● What is required
Pick out the lines below that contain the string "TypeScript" and copy them all.

● Task inputs
___

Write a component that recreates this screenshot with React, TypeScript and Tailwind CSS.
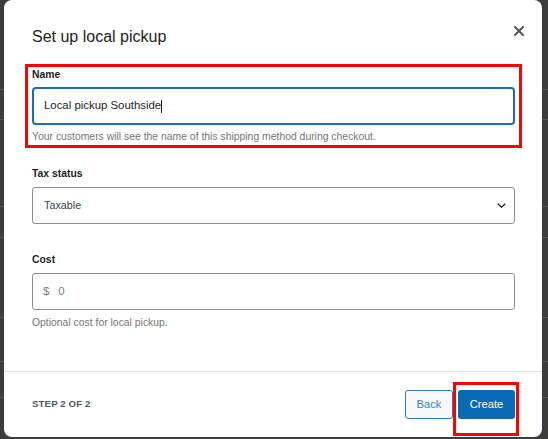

___

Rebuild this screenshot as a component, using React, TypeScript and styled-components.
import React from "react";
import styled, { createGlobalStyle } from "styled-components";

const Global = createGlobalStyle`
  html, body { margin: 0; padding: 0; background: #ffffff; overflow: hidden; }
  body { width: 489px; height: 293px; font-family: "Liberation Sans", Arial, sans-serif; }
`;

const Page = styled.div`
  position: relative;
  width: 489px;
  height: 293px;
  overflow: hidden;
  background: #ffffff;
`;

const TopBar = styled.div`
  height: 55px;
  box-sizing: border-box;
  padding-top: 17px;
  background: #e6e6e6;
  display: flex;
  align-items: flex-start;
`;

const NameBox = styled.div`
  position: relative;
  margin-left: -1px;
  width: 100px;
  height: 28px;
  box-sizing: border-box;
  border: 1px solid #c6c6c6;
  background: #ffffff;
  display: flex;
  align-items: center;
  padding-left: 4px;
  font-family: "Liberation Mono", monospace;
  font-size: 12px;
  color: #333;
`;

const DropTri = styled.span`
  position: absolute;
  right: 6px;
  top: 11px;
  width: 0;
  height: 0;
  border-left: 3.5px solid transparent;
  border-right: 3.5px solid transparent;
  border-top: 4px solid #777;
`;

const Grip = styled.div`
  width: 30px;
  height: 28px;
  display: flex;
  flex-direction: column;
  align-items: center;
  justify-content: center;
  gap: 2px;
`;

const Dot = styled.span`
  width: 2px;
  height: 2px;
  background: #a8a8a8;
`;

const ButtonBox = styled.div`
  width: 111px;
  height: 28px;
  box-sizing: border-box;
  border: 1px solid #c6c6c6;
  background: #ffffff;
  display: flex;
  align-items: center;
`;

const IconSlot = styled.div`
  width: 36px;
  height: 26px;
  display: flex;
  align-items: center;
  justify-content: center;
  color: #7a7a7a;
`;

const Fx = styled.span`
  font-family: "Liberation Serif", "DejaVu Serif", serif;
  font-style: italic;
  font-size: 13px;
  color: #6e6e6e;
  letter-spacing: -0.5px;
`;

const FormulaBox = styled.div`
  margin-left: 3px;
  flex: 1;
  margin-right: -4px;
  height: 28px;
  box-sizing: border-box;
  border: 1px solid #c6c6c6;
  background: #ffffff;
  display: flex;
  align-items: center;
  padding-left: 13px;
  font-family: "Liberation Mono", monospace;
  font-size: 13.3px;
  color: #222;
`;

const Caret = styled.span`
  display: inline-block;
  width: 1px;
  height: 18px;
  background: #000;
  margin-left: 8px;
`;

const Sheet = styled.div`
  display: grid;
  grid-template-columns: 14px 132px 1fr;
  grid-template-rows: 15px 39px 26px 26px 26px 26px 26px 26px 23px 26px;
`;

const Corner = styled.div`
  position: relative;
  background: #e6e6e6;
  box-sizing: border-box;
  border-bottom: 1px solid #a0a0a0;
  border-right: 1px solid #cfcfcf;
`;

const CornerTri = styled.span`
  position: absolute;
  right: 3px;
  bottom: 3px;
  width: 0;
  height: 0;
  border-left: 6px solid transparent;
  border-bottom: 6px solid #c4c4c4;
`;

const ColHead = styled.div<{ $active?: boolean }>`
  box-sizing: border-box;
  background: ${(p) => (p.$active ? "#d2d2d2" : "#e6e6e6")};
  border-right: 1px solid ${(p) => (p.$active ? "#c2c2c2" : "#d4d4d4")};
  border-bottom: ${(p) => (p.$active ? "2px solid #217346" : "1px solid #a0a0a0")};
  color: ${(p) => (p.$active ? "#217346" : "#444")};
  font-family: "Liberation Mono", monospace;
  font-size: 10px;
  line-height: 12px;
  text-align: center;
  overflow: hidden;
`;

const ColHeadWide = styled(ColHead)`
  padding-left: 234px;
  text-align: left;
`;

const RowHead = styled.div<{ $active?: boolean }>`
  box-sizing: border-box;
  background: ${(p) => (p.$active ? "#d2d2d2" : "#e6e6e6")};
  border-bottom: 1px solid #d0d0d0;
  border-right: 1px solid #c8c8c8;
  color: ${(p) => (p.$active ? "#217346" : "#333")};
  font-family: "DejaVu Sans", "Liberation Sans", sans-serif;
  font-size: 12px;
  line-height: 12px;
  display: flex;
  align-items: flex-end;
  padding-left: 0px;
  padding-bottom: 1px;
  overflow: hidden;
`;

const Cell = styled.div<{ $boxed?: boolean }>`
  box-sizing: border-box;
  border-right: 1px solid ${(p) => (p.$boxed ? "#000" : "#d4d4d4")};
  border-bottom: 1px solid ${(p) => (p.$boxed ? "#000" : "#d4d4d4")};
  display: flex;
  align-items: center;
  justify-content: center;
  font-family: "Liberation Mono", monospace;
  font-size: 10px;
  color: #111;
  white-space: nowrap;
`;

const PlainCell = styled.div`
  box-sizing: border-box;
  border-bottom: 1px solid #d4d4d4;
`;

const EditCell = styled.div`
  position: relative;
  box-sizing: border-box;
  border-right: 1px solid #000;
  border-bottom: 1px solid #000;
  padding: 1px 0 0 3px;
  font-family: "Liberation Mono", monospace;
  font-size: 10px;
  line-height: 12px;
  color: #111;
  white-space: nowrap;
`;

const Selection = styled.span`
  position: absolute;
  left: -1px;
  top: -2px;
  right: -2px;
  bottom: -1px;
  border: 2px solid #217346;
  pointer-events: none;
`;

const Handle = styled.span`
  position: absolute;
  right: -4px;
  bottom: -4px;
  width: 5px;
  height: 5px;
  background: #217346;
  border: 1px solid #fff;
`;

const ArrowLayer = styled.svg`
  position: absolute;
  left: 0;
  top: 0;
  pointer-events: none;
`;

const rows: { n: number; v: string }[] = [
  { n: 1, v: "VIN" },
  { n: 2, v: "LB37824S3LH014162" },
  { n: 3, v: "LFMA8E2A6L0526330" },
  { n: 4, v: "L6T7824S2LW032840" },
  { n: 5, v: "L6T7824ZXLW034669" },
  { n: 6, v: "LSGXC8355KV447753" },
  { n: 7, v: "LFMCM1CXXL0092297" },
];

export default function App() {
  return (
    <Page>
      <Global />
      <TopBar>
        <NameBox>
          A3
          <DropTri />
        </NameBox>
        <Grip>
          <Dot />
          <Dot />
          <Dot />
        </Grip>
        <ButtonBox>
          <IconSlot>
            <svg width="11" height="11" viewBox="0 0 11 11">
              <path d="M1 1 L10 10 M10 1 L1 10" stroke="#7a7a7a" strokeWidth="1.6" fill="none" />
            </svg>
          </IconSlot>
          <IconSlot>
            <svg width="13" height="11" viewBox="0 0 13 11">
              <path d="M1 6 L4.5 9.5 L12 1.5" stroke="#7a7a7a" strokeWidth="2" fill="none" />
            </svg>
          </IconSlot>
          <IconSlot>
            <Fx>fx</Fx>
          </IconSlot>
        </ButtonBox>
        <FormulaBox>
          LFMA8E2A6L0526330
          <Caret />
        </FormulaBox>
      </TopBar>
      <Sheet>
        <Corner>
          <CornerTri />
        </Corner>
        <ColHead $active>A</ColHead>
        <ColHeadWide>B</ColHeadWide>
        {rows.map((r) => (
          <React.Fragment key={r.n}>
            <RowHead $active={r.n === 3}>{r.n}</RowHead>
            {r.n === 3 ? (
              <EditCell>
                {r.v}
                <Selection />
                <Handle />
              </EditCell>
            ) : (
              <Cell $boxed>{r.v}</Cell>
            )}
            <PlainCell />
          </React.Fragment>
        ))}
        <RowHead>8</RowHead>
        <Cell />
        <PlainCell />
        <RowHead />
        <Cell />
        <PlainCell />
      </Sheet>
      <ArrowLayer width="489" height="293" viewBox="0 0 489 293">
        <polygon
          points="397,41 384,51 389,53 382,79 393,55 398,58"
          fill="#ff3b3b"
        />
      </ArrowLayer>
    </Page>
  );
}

___

● Exercise response
Write a component that recreates this screenshot with React, TypeScript and Tailwind CSS.
Rebuild this screenshot as a component, using React, TypeScript and styled-components.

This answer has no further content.